It was Billie Jean King who famously said all those years ago that “pressure is a privilege” – and no one argues with BJK. But, even so, it doesn’t make pressure any easier to deal with. And the pressure of being the hometown hero in a final is about as big as it gets.
WTA/ATP: Life in the pressure cooker
Barbora Krejcikova, Elise Mertens, Novak Djokovic and Taylor Fritz all performed well this weekend.
Krejcikova is "a different player"
Yet for Barbora Krejcikova, playing in front of a packed house in Ostrava was just the sort of pressure she needed. After an injury-blighted season, she notched up her second title in two weeks by beating Iga Swiatek 5-7, 7-6(4), 6-3. It took three hours and 16 minutes of hard graft but, cheered to the rafters by the Czech crowd, she finally wrenched the trophy from the world No.1’s grasp. It was the first time Swiatek had been beaten in a final since 2019 but if the followers of the form book were surprised, Krejcikova wasn’t.
“I always felt like [my tennis] is there, it's just hiding,” she told the WTA website. “I didn't just forget all that I did last year. I still felt like it's there.”
Last year, the 26-year-old Czech won the Roland Garros title. A Grand Slam singles champion at last, she had announced herself as a major contender. At the start of this year, she reached the final in Sydney and the quarter-finals at the Australian Open. By February, she was the world No.2. But that was when she was felled by an elbow injury and did not play again until it was time to defend her Roland Garros trophy. And that did not go well – she lost in the first round.
No matter; Krejcikova kept working and waiting. The results stubbornly refused to materialise but as she headed to Tallinn last week, she felt that things were beginning to fall into place. At the end of that week, she was able to lift her first piece of silverware in 14 months. By the time she got to Ostrava, she was back in the groove.
“I'm really pleased that everything that I went through and everything that happened,” she said. “It changed me and gave me extra energy. I think I'm a different player, a different person. I'm really happy to be part of the big game again.”
As for that pressure business, Krejcikova was loving every minute of it.
“I was expecting it to be a big match so I was enjoying it,” she said. “Playing finals against Iga is really difficult, but I'm really happy that I was able to do that. I was putting in so much effort and so much fight; fighting until the last ball. For sure it's one of the biggest matches for me, with the performance and the conditions, the atmosphere with the fans, just everything. It was one of the most amazing matches for me.”
Djokovic is really back
Novak Djokovic was enjoying the same feeling of elation and satisfaction of a job well done as he, too, collected his second title in two weeks. The Serb eased his way past Stefanos Tsitsipas 6-3, 6-4 in a brisk 76 minutes to win the Astana Open. Following on from his win in Tel Aviv the previous week, it is a victory that will send a chill through the locker room. Djokovic is back.

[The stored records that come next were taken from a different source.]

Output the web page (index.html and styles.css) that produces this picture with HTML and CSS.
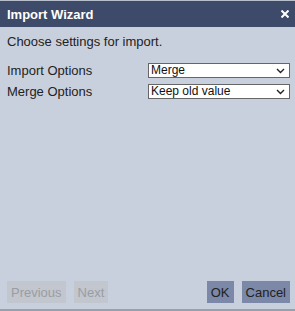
FILE: index.html
```html
<!DOCTYPE html>
<html lang="en">
<head>
    <meta charset="UTF-8">
    <meta name="viewport" content="width=device-width, initial-scale=1.0">
    <title>Import Wizard</title>
    <link rel="stylesheet" href="styles.css">
</head>
<body>
    <div class="dialog">
        <div class="titlebar">
            <span class="title">Import Wizard</span>
            <svg class="close" width="8" height="8" viewBox="0 0 8 8">
                <path d="M0.5 0.5 L7.5 7.5 M7.5 0.5 L0.5 7.5" stroke="white" stroke-width="2"/>
            </svg>
        </div>
        <div class="content">
            <p class="intro">Choose settings for import.</p>
            <div class="row">
                <label for="importOpt">Import Options</label>
                <select id="importOpt" class="opt">
                    <option>Merge</option>
                    <option>Replace</option>
                </select>
            </div>
            <div class="row">
                <label for="mergeOpt">Merge Options</label>
                <select id="mergeOpt" class="opt">
                    <option>Keep old value</option>
                    <option>Use new value</option>
                </select>
            </div>
        </div>
        <div class="buttons">
            <button class="btn" disabled>Previous</button>
            <button class="btn" disabled>Next</button>
            <span class="spacer"></span>
            <button class="btn">OK</button>
            <button class="btn">Cancel</button>
        </div>
    </div>
</body>
</html>
```

FILE: styles.css
```css
html, body {
    margin: 0;
    height: 100%;
}
body {
    font-family: "Liberation Sans", Arial, sans-serif;
    background-color: #c9d0dd;
}
.dialog {
    display: flex;
    flex-direction: column;
    height: 100%;
    box-sizing: border-box;
    border-top: 1px solid #b8bfcc;
    border-bottom: 2px solid #9aa0ab;
}
.titlebar {
    display: flex;
    align-items: center;
    justify-content: space-between;
    height: 26px;
    padding: 0 6px 0 7px;
    background-color: #3d4a69;
    color: white;
}
.title {
    font-size: 13px;
    font-weight: bold;
}
.close {
    display: block;
}
.content {
    flex: 1;
    padding: 0 5px 0 7px;
}
.intro {
    margin: 7px 0 14px;
    font-size: 13px;
    line-height: 15px;
    color: #222;
}
.row {
    display: flex;
    align-items: center;
    margin-bottom: 6px;
    font-size: 13px;
    color: #222;
}
.row label {
    width: 141px;
}
.opt {
    flex: 1;
    height: 15px;
    padding: 0 2px;
    border: 1px solid #666;
    border-radius: 0;
    appearance: none;
    -webkit-appearance: none;
    background: white url("data:image/svg+xml,%3Csvg xmlns='http://www.w3.org/2000/svg' width='9' height='6' viewBox='0 0 9 6'%3E%3Cpath d='M1 1 L4.5 4.5 L8 1' fill='none' stroke='%23222' stroke-width='1.4'/%3E%3C/svg%3E") no-repeat right 4px center;
    font-family: inherit;
    font-size: 12px;
    line-height: 13px;
    color: #111;
}
.buttons {
    display: flex;
    gap: 8px;
    padding: 0 5px 6px 7px;
}
.spacer {
    flex: 1;
}
.btn {
    height: 22px;
    padding: 0 4px;
    border: none;
    background-color: #7b88a8;
    font-family: inherit;
    font-size: 13px;
    color: #222;
}
.btn:disabled {
    background-color: #c2c6ce;
    color: #9a9da3;
}
```
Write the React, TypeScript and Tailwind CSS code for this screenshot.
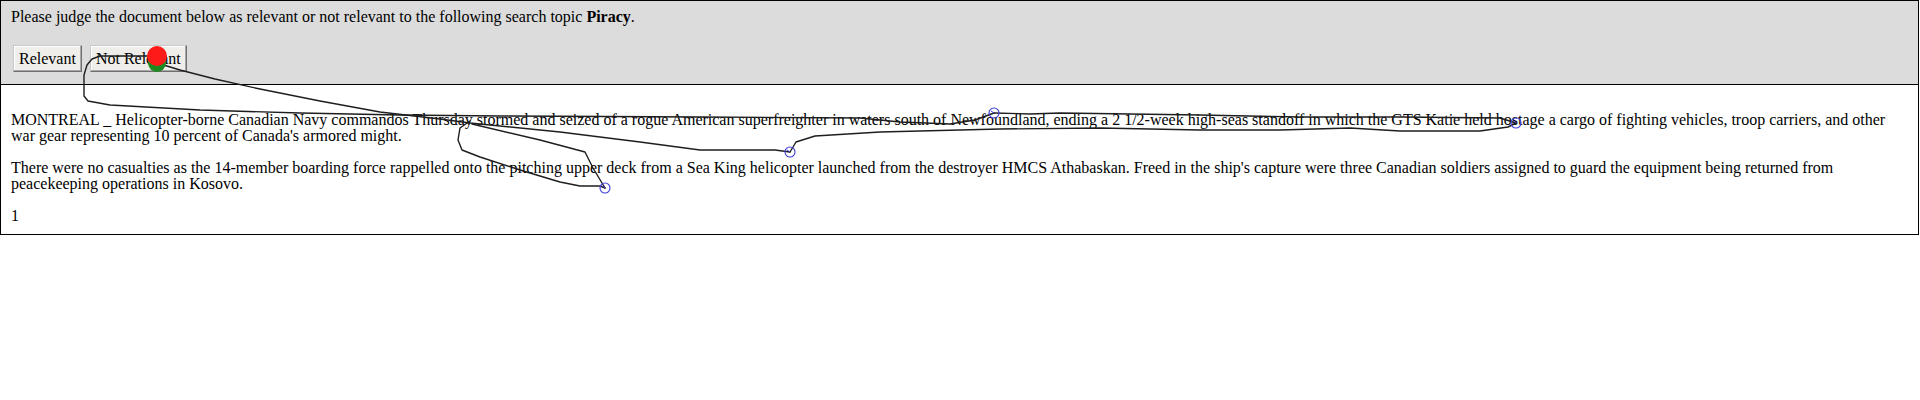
import React from 'react';

const traces: number[][][] = [
    // red dot, across "Not Rel", loop down and along the first line
    [[157, 56], [100, 56], [92, 59], [87, 65], [84, 75], [84, 96], [88, 101], [110, 105], [200, 110], [300, 113], [400, 115], [500, 116], [700, 117], [860, 118], [900, 122], [950, 124], [975, 120], [994, 113]],
    [[994, 113], [1030, 114], [1060, 113], [1200, 115], [1300, 117], [1400, 117], [1500, 118], [1516, 123]],
    // green dot, long diagonal to the first circle
    [[157, 63], [180, 70], [215, 79], [260, 89], [320, 101], [380, 112], [440, 119], [470, 123], [560, 132], [640, 142], [700, 150], [775, 150], [790, 152]],
    [[790, 152], [796, 142], [815, 136], [880, 132], [1000, 129], [1100, 128], [1200, 130], [1280, 130], [1350, 128], [1400, 131], [1480, 131], [1508, 127], [1516, 123]],
    // hook under "Thursday"
    [[470, 121], [460, 128], [458, 140], [462, 150], [480, 157], [520, 170], [560, 182], [580, 186], [600, 186], [605, 188]],
    [[472, 124], [540, 140], [585, 152], [593, 168], [605, 188]],
];

const stops = [
    [790, 152],
    [605, 188],
    [994, 113],
    [1516, 123],
];

function MouseTrace() {
    return (
        <svg className="absolute left-0 top-0 pointer-events-none" width={1920} height={240} viewBox="0 0 1920 240">
            {traces.map((pts, i) => (
                <polyline
                    key={i}
                    points={pts.map((p) => p.join(',')).join(' ')}
                    fill="none"
                    stroke="#1e1e1e"
                    strokeWidth={1.4}
                    strokeLinejoin="round"
                    strokeLinecap="round"
                />
            ))}
            {stops.map(([x, y], i) => (
                <g key={i}>
                    <circle cx={x} cy={y} r={5} fill="none" stroke="#3c3cd8" strokeWidth={1.1} />
                    <line x1={x} y1={y} x2={x - 3} y2={y - 2} stroke="#3c3cd8" strokeWidth={1} />
                </g>
            ))}
            <circle cx={157} cy={63} r={9} fill="#1f8a1f" />
            <circle cx={157} cy={56} r={10} fill="#ff1a1a" />
        </svg>
    );
}

function JudgeButton({ label }: { label: string }) {
    return (
        <button className="h-[27px] px-[5px] bg-[#efeeeb] text-black text-[16px] leading-none border border-t-[#c9c9c9] border-l-[#c9c9c9] border-b-[#6f6f6f] border-r-[#6f6f6f] shadow-[inset_-1px_-1px_0_#a8a8a8,inset_1px_1px_0_#ffffff]">
            {label}
        </button>
    );
}

export default function App() {
    return (
        <div className="relative w-[1919px] font-['Liberation_Serif',serif] text-[16px] text-black">
            {/* Question panel */}
            <div className="bg-[#dcdcdc] border border-black pt-[8px] pb-[12px] px-[10px]">
                <p className="leading-[16px]">
                    Please judge the document below as relevant or not relevant to the following search topic <b>Piracy</b>.
                </p>
                <div className="mt-[20px] flex gap-[8px] pl-[2px]">
                    <JudgeButton label="Relevant" />
                    <JudgeButton label="Not Relevant" />
                </div>
            </div>

            {/* Document */}
            <div className="bg-white border border-t-0 border-black px-[10px] pt-[27px] pb-[10px] leading-[16px] flex flex-col gap-[16px]">
                <p>
                    MONTREAL _ Helicopter-borne Canadian Navy commandos Thursday stormed and seized of a rogue American superfreighter in waters south of Newfoundland, ending a 2 1/2-week high-seas standoff in which the GTS Katie held hostage a cargo of fighting vehicles, troop carriers, and other war gear representing 10 percent of Canada's armored might.
                </p>
                <p>
                    There were no casualties as the 14-member boarding force rappelled onto the pitching upper deck from a Sea King helicopter launched from the destroyer HMCS Athabaskan. Freed in the ship's capture were three Canadian soldiers assigned to guard the equipment being returned from peacekeeping operations in Kosovo.
                </p>
                <p>1</p>
            </div>

            <MouseTrace />
        </div>
    );
}
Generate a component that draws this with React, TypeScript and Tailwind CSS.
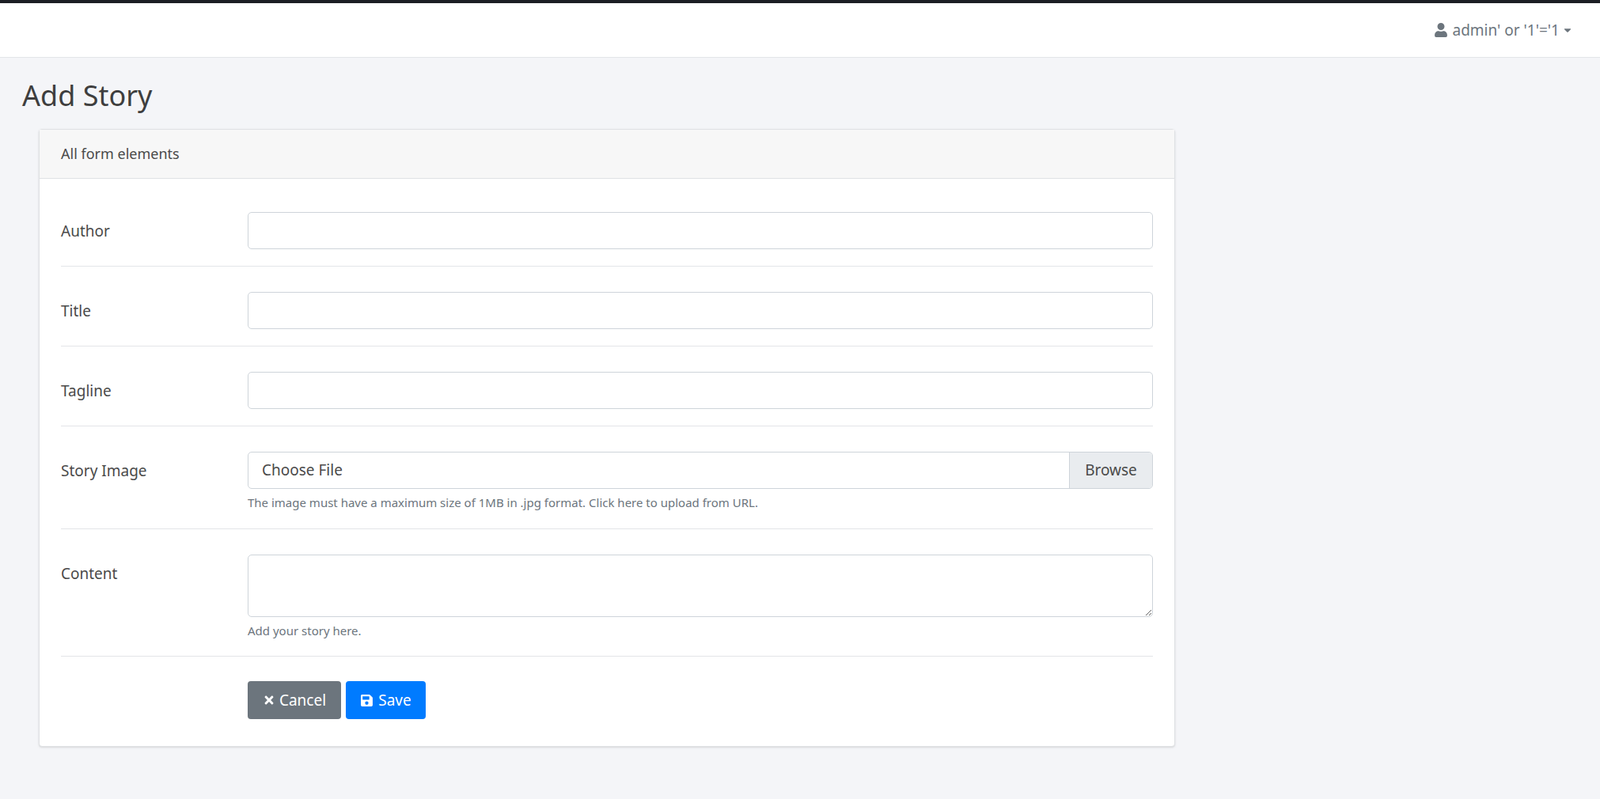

After 10 weeks of twiddling his thumbs after Wimbledon (his vaccination status meant that he was unable to enter the United States for the hard court summer swing), he is rested, fit and, seemingly, in blistering form. And he cannot wait to get his teeth into the last few weeks of the season.
“I could not ask for a better re-start of the season,” he said. “I’m super-pumped and motivated to end the season as well as I have done these past couple of weeks.”
Fritz, a third title and the top 10
If Djokovic was pleased with his win, Taylor Fritz was utterly stunned with his. He edged past Frances Tiafoe 7-6(3), 7-6(2) to claim the Japan Open in Tokyo on Sunday but just days before, he was confined to his hotel room in Seoul and feeling dreadful after testing positive for Covid. After a week in quarantine, he was cleared to travel just in time to catch a flight to Tokyo and sign in for the tournament. Once in, he hit the ground running.
"It's really crazy that I went from being in quarantine, having to fly here, and then winning the tournament,” he said. “It's definitely something that I didn't expect."
Never doubting that he could hit the ball well enough, his main concern was that the aftereffects of the virus coupled with a week of inactivity would leave him short on stamina. Fortunately, the fast courts helped him – shorter rallies, less running – in the early rounds and by the time he got to the final he was back to full strength. Just to make the victory all the sweeter, his third title of the year pushed him into the world’s top 10 for the first time – he is currently ranked No.8.
Mertens stops Cornet
Elise Mertens wasted no time in securing her first title in 18 months and the seventh of her career. She powered through the last 11 games of the Jasmin Open final in Monastir to marmalise Alize Cornet 6-2, 6-0 in 82 minutes. And Cornet had not dropped a set all week until then. After a pretty underwhelming year so far, it was just the tonic the Belgian was looking for.
“When they said I was in my first semi-final this year, I was like, ‘OK, it’s October, it’s never too late to start the year, or end the year with a good one,’” she said. "It gives you confidence, and it gives you a little boost for all the work that you do. Never stop believing, I guess, and I have my seventh title."